** Start of Entries **
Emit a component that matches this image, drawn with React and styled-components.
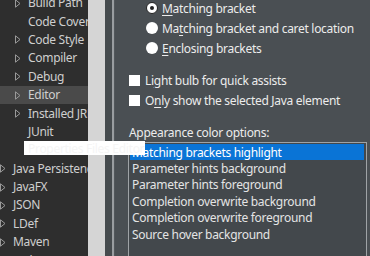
import React from "react";
import styled, { createGlobalStyle } from "styled-components";

const Global = createGlobalStyle`
  html, body { margin: 0; padding: 0; background: #2d2d2d; }
  body { font-family: "Noto Sans", "Open Sans", sans-serif; }
`;

const Root = styled.div`
  position: relative;
  width: 370px;
  height: 256px;
  overflow: hidden;
  display: flex;
  font-family: "Noto Sans", "Open Sans", sans-serif;
  font-size: 12px;
  letter-spacing: -0.3px;
`;

const Tree = styled.div`
  width: 88px;
  flex: none;
  background: #2e2e2e;
  display: flex;
  flex-direction: column;
  margin-top: -6px;
  overflow: hidden;
`;

const Row = styled.div`
  height: 18.4px;
  flex: none;
  display: flex;
  align-items: center;
  padding-left: ${(p) => (p.$level === 1 ? 15 : 0)}px;
  background: ${(p) => (p.$selected ? "#4a4a4a" : "transparent")};
  color: #cfcfcf;
  white-space: nowrap;
`;

const Twisty = styled.span`
  width: 13px;
  flex: none;
  display: flex;
  align-items: center;
`;

const Label = styled.span`
  line-height: 1;
  visibility: ${(p) => (p.$covered ? "hidden" : "visible")};
`;

const Track = styled.div`
  width: 17px;
  flex: none;
  background: #d5d5d5;
`;

const Sash = styled.div`
  width: 7px;
  flex: none;
  background: #464b4e;
`;

const Edge = styled.div`
  width: 2px;
  flex: none;
  background: #999da0;
`;

const Page = styled.div`
  flex: 1;
  background: #4a4f53;
  color: #ececec;
  display: flex;
  flex-direction: column;
  padding-left: 14px;
  border-left: 1px solid #52575b;
`;

const RadioGroup = styled.div`
  display: flex;
  flex-direction: column;
  padding-left: 17px;
  margin-top: -2px;
`;

const OptRow = styled.div`
  height: 20px;
  display: flex;
  align-items: center;
  white-space: nowrap;
`;

const RadioDot = styled.span`
  width: 12px;
  height: 12px;
  border-radius: 50%;
  background: #ffffff;
  box-sizing: border-box;
  margin-right: 4px;
  flex: none;
  border: ${(p) => (p.$checked ? "1.3px solid #222" : "none")};
  display: flex;
  align-items: center;
  justify-content: center;
  &::after {
    content: "";
    display: ${(p) => (p.$checked ? "block" : "none")};
    width: 4px;
    height: 4px;
    border-radius: 50%;
    background: #222;
  }
`;

const CheckGroup = styled.div`
  display: flex;
  flex-direction: column;
  margin-top: 12px;
`;

const Box = styled.span`
  width: 11px;
  height: 11px;
  background: #ffffff;
  margin-right: 5px;
  flex: none;
`;

const U = styled.span`
  text-decoration: underline;
  text-underline-offset: 2px;
`;

const Caption = styled.div`
  margin-top: 14px;
  height: 16px;
  display: flex;
  align-items: center;
  white-space: nowrap;
`;

const List = styled.div`
  margin-top: 2px;
  margin-right: 3px;
  margin-left: -1px;
  flex: 1;
  border: 1px solid #9fa3a6;
  border-bottom: none;
  background: #43484c;
  padding: 1px 2px 0 1px;
  display: flex;
  flex-direction: column;
`;

const Item = styled.div`
  height: 16.4px;
  flex: none;
  display: flex;
  align-items: center;
  padding-left: 2px;
  white-space: nowrap;
  color: ${(p) => (p.$selected ? "#ffffff" : "#e4e4e4")};
  background: ${(p) => (p.$selected ? "#0a74d6" : "transparent")};
`;

const Tip = styled.div`
  position: absolute;
  left: 24px;
  top: 141px;
  width: 121px;
  height: 14px;
  background: #ffffff;
  color: #f5f5f5;
  font-size: 12px;
  display: flex;
  align-items: center;
  padding-left: 4px;
  box-sizing: border-box;
  white-space: nowrap;
  overflow: hidden;
`;

const Arrow = () => (
  <svg width="6" height="9" viewBox="0 0 6 9">
    <path d="M0.5 0.8 L5 4.5 L0.5 8.2 Z" fill="none" stroke="#9a9a9a" strokeWidth="1" />
  </svg>
);

const treeRows = [
  { t: "Build Path", l: 1, a: true },
  { t: "Code Coverage", l: 1, a: false },
  { t: "Code Style", l: 1, a: true },
  { t: "Compiler", l: 1, a: true },
  { t: "Debug", l: 1, a: true },
  { t: "Editor", l: 1, a: true, s: true },
  { t: "Installed JREs", l: 1, a: true },
  { t: "JUnit", l: 1, a: false },
  { t: "Properties Files Editor", l: 1, a: false, c: true },
  { t: "Java Persistence", l: 0, a: true },
  { t: "JavaFX", l: 0, a: true },
  { t: "JSON", l: 0, a: true },
  { t: "LDef", l: 0, a: true },
  { t: "Maven", l: 0, a: true },
  { t: "Mylyn", l: 0, a: true },
];

const items = [
  "Matching brackets highlight",
  "Parameter hints background",
  "Parameter hints foreground",
  "Completion overwrite background",
  "Completion overwrite foreground",
  "Source hover background",
];

export default function App() {
  return (
    <>
      <Global />
      <Root>
        <Tree>
          {treeRows.map((r) => (
            <Row key={r.t} $level={r.l} $selected={r.s}>
              <Twisty>{r.a ? <Arrow /> : null}</Twisty>
              <Label $covered={r.c}>{r.t}</Label>
            </Row>
          ))}
        </Tree>
        <Track />
        <Sash />
        <Edge />
        <Page>
          <RadioGroup>
            <OptRow>
              <RadioDot $checked />
              <span><U>M</U>atching bracket</span>
            </OptRow>
            <OptRow>
              <RadioDot />
              <span>Ma<U>t</U>ching bracket and caret location</span>
            </OptRow>
            <OptRow>
              <RadioDot />
              <span><U>E</U>nclosing brackets</span>
            </OptRow>
          </RadioGroup>
          <CheckGroup>
            <OptRow>
              <Box />
              <span>Li<U>g</U>ht bulb for quick assists</span>
            </OptRow>
            <OptRow>
              <Box />
              <span>O<U>n</U>ly show the selected Java element</span>
            </OptRow>
          </CheckGroup>
          <Caption>Appearance color options:</Caption>
          <List>
            {items.map((t, i) => (
              <Item key={t} $selected={i === 0}>{t}</Item>
            ))}
          </List>
        </Page>
        <Tip>Properties Files Editor</Tip>
      </Root>
    </>
  );
}
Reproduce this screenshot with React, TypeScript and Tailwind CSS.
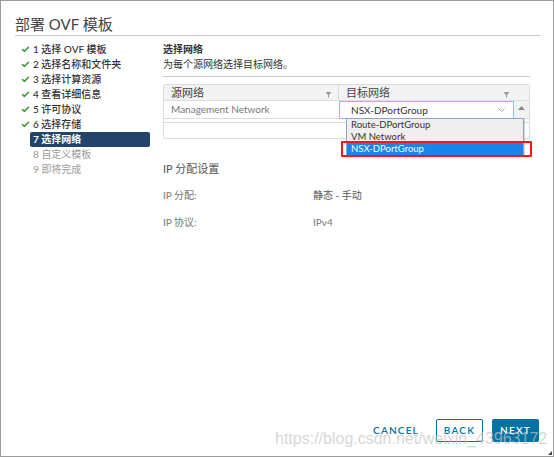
import { Check } from 'lucide-react';

const steps = [
  { n: 1, label: '选择 OVF 模板', done: true },
  { n: 2, label: '选择名称和文件夹', done: true },
  { n: 3, label: '选择计算资源', done: true },
  { n: 4, label: '查看详细信息', done: true },
  { n: 5, label: '许可协议', done: true },
  { n: 6, label: '选择存储', done: true },
  { n: 7, label: '选择网络', active: true },
  { n: 8, label: '自定义模板' },
  { n: 9, label: '即将完成' },
];

function FilterIcon() {
  return (
    <svg width="7" height="7" viewBox="0 0 7 7" className="text-[#999]">
      <path d="M0.5 1h6L4 4v2.5H3V4z" fill="currentColor" />
    </svg>
  );
}

export default function App() {
  return (
    <div
      className="relative w-[554px] h-[457px] bg-white border border-[#9c9c9c] overflow-hidden flex flex-col"
      style={{ fontFamily: 'Lato, "Noto Sans CJK SC", sans-serif' }}
    >
      {/* Title */}
      <div className="pl-[14px] pt-[13px] h-[34px] text-[15px] leading-[20px] text-[#444]">部署 OVF 模板</div>
      <div className="ml-[14px] w-[525px] h-px bg-[#c8c8c8]" />

      <div className="flex flex-1">
        {/* Steps */}
        <div className="w-[150px] pl-[20px] pt-[6px]">
          {steps.map((s) => (
            <div key={s.n} className="flex items-center h-[15px]">
              <div className="w-[9px] flex items-center">
                {s.done && <Check size={9} strokeWidth={4} className="text-[#3a9a3a]" />}
              </div>
              <div
                className={
                  s.active
                    ? 'w-[120px] h-[15px] pl-[3px] rounded-[2px] bg-[#23446a] text-white font-bold text-[10px] leading-[15px]'
                    : s.done
                      ? 'w-[120px] pl-[3px] text-[#333] font-medium text-[10px] leading-[15px]'
                      : 'w-[120px] pl-[3px] text-[#9a9a9a] text-[10px] leading-[15px]'
                }
              >
                {s.n} {s.label}
              </div>
            </div>
          ))}
        </div>

        {/* Content */}
        <div className="ml-[12px] w-[367px] pt-[6px]">
          <div className="h-[15px] text-[10px] leading-[15px] font-bold text-[#333]">选择网络</div>
          <div className="h-[15px] text-[10px] leading-[15px] text-[#333]">为每个源网络选择目标网络。</div>
          <div className="mt-[4px] h-px bg-[#c8c8c8]" />

          {/* Grid */}
          <div className="relative mt-[7px] border border-[#dcdcdc] rounded-[2px] text-[9.5px]">
            <div className="flex h-[16px] bg-[#f3f3f3] border-b border-[#dcdcdc] text-[#444] text-[11px] leading-[15px]">
              <div className="w-[175px] pl-[7px] pr-[6px] flex items-center justify-between border-r border-[#dcdcdc]">
                <span>源网络</span>
                <span className="mt-[4px]"><FilterIcon /></span>
              </div>
              <div className="flex-1 pl-[7px] pr-[19px] flex items-center justify-between">
                <span>目标网络</span>
                <span className="mt-[4px]"><FilterIcon /></span>
              </div>
            </div>
            <div className="flex h-[18px] border-b border-[#dcdcdc]">
              <div className="w-[175px] pl-[7px] text-[#777] text-[10px] leading-[17px]">Management Network</div>
              <div className="w-[175px] h-[18px] border border-[#7ccfe6] flex items-center justify-between pl-[11px] pr-[8px] text-[#333] text-[10px]">
                <span>NSX-DPortGroup</span>
                <svg width="7" height="4" viewBox="0 0 7 4" className="text-[#aaa]">
                  <path d="M0.5 0.5l3 3 3-3" stroke="currentColor" fill="none" />
                </svg>
              </div>
              <div className="flex-1 bg-[#f2f2f2] flex justify-center pt-[5px]">
                <svg width="7" height="4" viewBox="0 0 7 4" className="text-[#888]">
                  <path d="M0 4l3.5-4 3.5 4z" fill="currentColor" />
                </svg>
              </div>
            </div>
            <div className="h-[4px] border-b border-[#dcdcdc]" />
            <div className="h-[15px]" />

            {/* Dropdown list */}
            <div className="absolute left-[182px] top-[33px] w-[178px] border border-[#8ea4c8] bg-[#efefef] text-[9.5px] leading-[12px] text-[#333] shadow-[1px_1px_1px_rgba(0,0,0,0.15)]">
              <div className="h-[12px] pl-[4px]">Route-DPortGroup</div>
              <div className="h-[12px] pl-[4px]">VM Network</div>
              <div className="h-[12px] pl-[4px] bg-[#1b84ea] text-white">NSX-DPortGroup</div>
            </div>
            <div className="absolute left-[177px] top-[56px] w-[191px] h-[16px] border-2 border-[#f01818] rounded-[1px]" />
          </div>

          {/* IP settings */}
          <div className="mt-[22px] h-[16px] text-[11px] leading-[16px] text-[#555]">IP 分配设置</div>
          <div className="mt-[10px] flex h-[16px] text-[10px] leading-[16px]">
            <div className="w-[150px] text-[#777]">IP 分配:</div>
            <div className="text-[#555]">静态 - 手动</div>
          </div>
          <div className="mt-[11px] flex h-[16px] text-[10px] leading-[16px]">
            <div className="w-[150px] text-[#777]">IP 协议:</div>
            <div className="text-[#777]">IPv4</div>
          </div>
        </div>
      </div>

      {/* Footer */}
      <div className="flex justify-end items-center pr-[14px] pb-[14px] text-[10px] font-semibold tracking-[0.12em]">
        <button className="h-[23px] text-[#0072a3] mr-[17px]">CANCEL</button>
        <button className="h-[23px] w-[47px] border border-[#0072a3] rounded-[2px] text-[#0072a3] mr-[9px]">BACK</button>
        <button className="h-[23px] w-[47px] bg-[#0072a3] rounded-[2px] text-white">NEXT</button>
      </div>

      {/* watermark */}
      <div
        className="absolute left-[274px] top-[428px] text-[16px] leading-[20px] text-[#c4c4c4]/70 pointer-events-none"
        style={{ fontFamily: '"Liberation Sans", Arial, sans-serif' }}
      >
        https://blog.csdn.net/weixin_43963172
      </div>

      <svg width="4" height="4" viewBox="0 0 4 4" className="absolute right-[1px] bottom-[1px] text-[#444]">
        <path d="M4 0L0 4h4z" fill="currentColor" />
      </svg>
    </div>
  );
}
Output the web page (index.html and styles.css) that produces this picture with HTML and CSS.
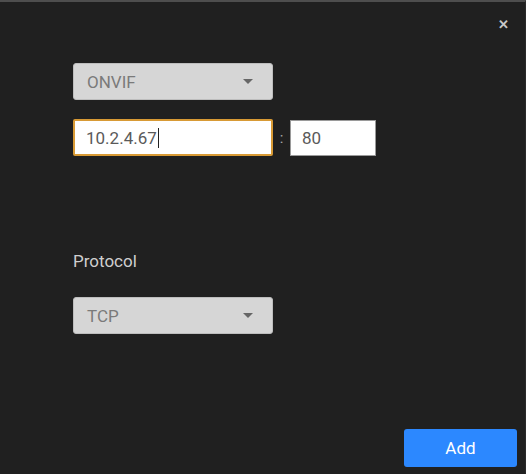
FILE: index.html
```html
<!DOCTYPE html>
<html lang="en">
<head>
    <meta charset="UTF-8">
    <title>Add Device</title>
    <link rel="stylesheet" href="styles.css">
</head>
<body>
    <div class="dialog">
        <span class="close">&#x2715;</span>
        <div class="form">
            <div class="select">
                <span>ONVIF</span>
                <span class="caret"></span>
            </div>
            <div class="address-row">
                <div class="input ip">10.2.4.67<span class="cursor"></span></div>
                <span class="colon">:</span>
                <div class="input port">80</div>
            </div>
            <div class="label">Protocol</div>
            <div class="select">
                <span>TCP</span>
                <span class="caret"></span>
            </div>
        </div>
        <div class="footer">
            <button class="add-btn">Add</button>
        </div>
    </div>
</body>
</html>
```

FILE: styles.css
```css
body {
    margin: 0;
    background-color: #202020;
    font-family: Roboto, "Liberation Sans", sans-serif;
}
.dialog {
    position: relative;
    height: 474px;
    box-sizing: border-box;
    border-top: 2px solid #4e4e4e;
    border-right: 1px solid #2a2a2a;
    display: flex;
    flex-direction: column;
}
.close {
    position: absolute;
    top: 15px;
    right: 16px;
    color: #c8c8c8;
    font-size: 13px;
    font-weight: bold;
}
.form {
    flex: 1;
    padding: 61px 0 0 73px;
    display: flex;
    flex-direction: column;
    align-items: flex-start;
}
.select {
    width: 200px;
    height: 37px;
    box-sizing: border-box;
    background: #d6d6d6;
    border: 1px solid #bdbdbd;
    border-radius: 3px;
    padding: 0 19px 0 13px;
    display: flex;
    align-items: center;
    justify-content: space-between;
    color: #7a7a7a;
    font-size: 17px;
}
.caret {
    width: 0;
    height: 0;
    border-left: 5px solid transparent;
    border-right: 5px solid transparent;
    border-top: 5px solid #666;
}
.address-row {
    display: flex;
    align-items: center;
    margin-top: 19px;
}
.input {
    height: 37px;
    box-sizing: border-box;
    background: #fff;
    display: flex;
    align-items: center;
    font-size: 17px;
    color: #5a5a5a;
}
.ip {
    width: 200px;
    border: 2px solid #d89a35;
    border-radius: 2px;
    padding-left: 11px;
}
.cursor {
    display: inline-block;
    width: 1px;
    height: 20px;
    background: #222;
    margin-left: 1px;
}
.colon {
    color: #aaa;
    font-size: 15px;
    width: 17px;
    text-align: center;
}
.port {
    width: 86px;
    height: 36px;
    border: 1px solid #9a9a9a;
    padding-left: 11px;
}
.label {
    margin-top: 95px;
    color: #cfcfcf;
    font-size: 17px;
}
.label + .select {
    margin-top: 26px;
}
.footer {
    display: flex;
    justify-content: flex-end;
    padding: 0 8px 7px 0;
}
.add-btn {
    width: 113px;
    height: 38px;
    background: #2c88ff;
    color: #fff;
    border: none;
    border-radius: 3px;
    font-family: Roboto, "Liberation Sans", sans-serif;
    font-size: 17px;
}
```
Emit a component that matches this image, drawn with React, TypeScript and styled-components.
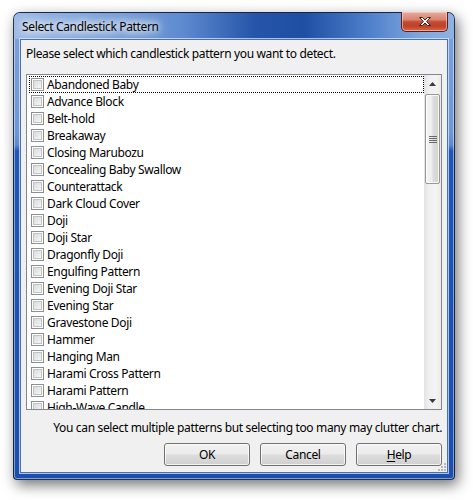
import React from "react";
import styled, { createGlobalStyle } from "styled-components";

const Global = createGlobalStyle`
  html, body { margin: 0; padding: 0; background: #ffffff; }
  body { font-family: "Noto Sans", "Open Sans", sans-serif; }
`;

const Page = styled.div`
  width: 473px;
  height: 500px;
  padding: 12px 0 0 13px;
  box-sizing: border-box;
`;

const Window = styled.div`
  width: 442px;
  height: 468px;
  box-sizing: border-box;
  border: 1px solid rgba(20, 30, 50, 0.85);
  border-radius: 7px 7px 4px 4px;
  padding: 0 6px 6px 6px;
  display: flex;
  flex-direction: column;
  background: linear-gradient(180deg, #7da3dc 0px, #6e97d6 120px, #5c8ad0 132px, #1e57b8 138px, #1a4fae 100%);
  box-shadow: 3px 5px 14px rgba(0, 0, 0, 0.55), inset 0 0 0 1px rgba(255, 255, 255, 0.45);
  position: relative;
`;

const TitleBar = styled.div`
  height: 27px;
  margin: 0 -6px;
  padding-left: 8px;
  display: flex;
  align-items: center;
  border-radius: 6px 6px 0 0;
  background: linear-gradient(90deg, #9dbbe5 0%, #8aaee0 10%, #5f8bd0 38%, #2554a8 55%, #1f4fa3 66%, #4b7dc9 80%, #7ea6de 92%, #8fb2e3 100%);
  position: relative;
`;

const TitleText = styled.span`
  font-size: 12px;
  letter-spacing: -0.35px;
  color: #000;
  line-height: 16px;
  margin-top: 1px;
  text-shadow: 0 0 6px #fff, 0 0 10px #fff, 0 0 14px rgba(255,255,255,0.9), 0 0 18px rgba(255,255,255,0.8);
`;

const CloseButton = styled.div`
  position: absolute;
  top: -1px;
  right: 6px;
  width: 47px;
  height: 20px;
  box-sizing: border-box;
  border: 1px solid #5a2018;
  border-top: none;
  border-radius: 0 0 5px 5px;
  background: linear-gradient(180deg, #e9a99b 0%, #d98573 40%, #c24a33 52%, #c04128 75%, #d36a4e 100%);
  box-shadow: inset 0 0 0 1px rgba(255, 220, 210, 0.55);
  display: flex;
  align-items: center;
  justify-content: center;
`;

const Client = styled.div`
  flex: 1;
  background: #f0f0f0;
  border: 1px solid #4a70ad;
  box-shadow: 0 0 0 1px rgba(220, 232, 248, 0.75);
  padding: 6px 5px 6px 5px;
  display: flex;
  flex-direction: column;
  position: relative;
  font-size: 12px;
  letter-spacing: -0.35px;
  color: #000;
`;

const Prompt = styled.div`
  line-height: 16px;
  height: 16px;
`;

const ListBox = styled.div`
  margin-top: 12px;
  height: 336px;
  box-sizing: border-box;
  border: 1px solid #828790;
  background: #fff;
  display: flex;
  overflow: hidden;
`;

const Items = styled.div`
  flex: 1;
  padding: 1px 0 0 2px;
  overflow: hidden;
  display: flex;
  flex-direction: column;
`;

const Row = styled.div<{ $focused?: boolean }>`
  height: 17px;
  flex: none;
  box-sizing: border-box;
  border: 1px dotted ${(p) => (p.$focused ? "#000" : "transparent")};
  padding-left: 1px;
  display: flex;
  align-items: center;
  gap: 3px;
  line-height: 15px;
  white-space: nowrap;
`;

const Check = styled.span`
  width: 13px;
  height: 13px;
  box-sizing: border-box;
  border: 1px solid #8e8f8f;
  background: #fff;
  padding: 1px;
  display: flex;
  flex: none;
  &::after {
    content: "";
    flex: 1;
    border: 1px solid #c1c3c5;
    background: linear-gradient(135deg, #dcdcdc 0%, #e8e8e8 50%, #f6f6f6 100%);
  }
`;

const ScrollBar = styled.div`
  width: 17px;
  flex: none;
  display: flex;
  flex-direction: column;
  background: linear-gradient(90deg, #e3e3e3 0%, #f0f0f0 30%, #f3f3f3 70%, #ebebeb 100%);
`;

const ArrowButton = styled.div`
  height: 17px;
  flex: none;
  display: flex;
  align-items: center;
  justify-content: center;
`;

const Track = styled.div`
  flex: 1;
  padding: 2px 1px 0 1px;
`;

const Thumb = styled.div`
  height: 90px;
  box-sizing: border-box;
  border: 1px solid #979797;
  border-radius: 2px;
  background: linear-gradient(90deg, #f4f4f4 0%, #ededed 45%, #dcdcdc 55%, #d2d2d2 100%);
  box-shadow: inset 0 0 0 1px rgba(255, 255, 255, 0.8);
  display: flex;
  align-items: center;
  justify-content: center;
`;

const Note = styled.div`
  margin-top: 10px;
  line-height: 16px;
  height: 16px;
  text-align: right;
  white-space: nowrap;
`;

const ButtonRow = styled.div`
  margin-top: 7px;
  display: flex;
  justify-content: flex-end;
  gap: 10px;
`;

const Button = styled.div`
  width: 86px;
  height: 23px;
  box-sizing: border-box;
  border: 1px solid #707070;
  border-radius: 3px;
  background: linear-gradient(180deg, #f2f2f2 0%, #ebebeb 48%, #dddddd 52%, #cfcfcf 100%);
  box-shadow: inset 0 0 0 1px rgba(255, 255, 255, 0.75);
  display: flex;
  align-items: center;
  justify-content: center;
  font-size: 12px;
  line-height: 15px;
`;

const Underline = styled.span`
  text-decoration: underline;
  text-underline-offset: 2px;
`;

const Grip = styled.div`
  position: absolute;
  right: 1px;
  bottom: 1px;
  display: grid;
  grid-template-columns: repeat(3, 2px);
  grid-template-rows: repeat(3, 2px);
  gap: 1px;
`;

const GripDot = styled.span<{ $on: boolean }>`
  width: 2px;
  height: 2px;
  background: ${(p) => (p.$on ? "#b8b8b8" : "transparent")};
`;

const items = [
  "Abandoned Baby",
  "Advance Block",
  "Belt-hold",
  "Breakaway",
  "Closing Marubozu",
  "Concealing Baby Swallow",
  "Counterattack",
  "Dark Cloud Cover",
  "Doji",
  "Doji Star",
  "Dragonfly Doji",
  "Engulfing Pattern",
  "Evening Doji Star",
  "Evening Star",
  "Gravestone Doji",
  "Hammer",
  "Hanging Man",
  "Harami Cross Pattern",
  "Harami Pattern",
  "High-Wave Candle",
];

const gripOn = [false, false, true, false, true, true, true, true, true];

export default function App() {
  return (
    <Page>
      <Global />
      <Window>
        <TitleBar>
          <TitleText>Select Candlestick Pattern</TitleText>
          <CloseButton>
            <svg width="14" height="11" viewBox="0 0 14 11">
              <path
                d="M1.5 1.5 L4.5 1.5 L7 4 L9.5 1.5 L12.5 1.5 L8.5 5.5 L12.5 9.5 L9.5 9.5 L7 7 L4.5 9.5 L1.5 9.5 L5.5 5.5 Z"
                fill="#fff"
                stroke="#4a1a12"
                strokeWidth="1"
                strokeLinejoin="round"
              />
            </svg>
          </CloseButton>
        </TitleBar>
        <Client>
          <Prompt>Please select which candlestick pattern you want to detect.</Prompt>
          <ListBox>
            <Items>
              {items.map((t, i) => (
                <Row key={t} $focused={i === 0}>
                  <Check />
                  <span>{t}</span>
                </Row>
              ))}
            </Items>
            <ScrollBar>
              <ArrowButton>
                <svg width="7" height="4" viewBox="0 0 7 4">
                  <path d="M3.5 0 L7 4 L0 4 Z" fill="#3a3a3a" />
                </svg>
              </ArrowButton>
              <Track>
                <Thumb>
                  <svg width="8" height="7" viewBox="0 0 8 7">
                    <path d="M0 0.5 H8 M0 2.5 H8 M0 4.5 H8 M0 6.5 H8" stroke="#6a6a6a" strokeWidth="1" />
                  </svg>
                </Thumb>
              </Track>
              <ArrowButton>
                <svg width="7" height="4" viewBox="0 0 7 4">
                  <path d="M0 0 L7 0 L3.5 4 Z" fill="#3a3a3a" />
                </svg>
              </ArrowButton>
            </ScrollBar>
          </ListBox>
          <Note>You can select multiple patterns but selecting too many may clutter chart.</Note>
          <ButtonRow>
            <Button>OK</Button>
            <Button>Cancel</Button>
            <Button>
              <span>
                <Underline>H</Underline>elp
              </span>
            </Button>
          </ButtonRow>
          <Grip>
            {gripOn.map((on, i) => (
              <GripDot key={i} $on={on} />
            ))}
          </Grip>
        </Client>
      </Window>
    </Page>
  );
}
** End of Entries **
What the task requires:
Copy out all lines that carry the word "image".

Solution to this problem:
Emit a component that matches this image, drawn with React and styled-components.
Emit a component that matches this image, drawn with React, TypeScript and styled-components.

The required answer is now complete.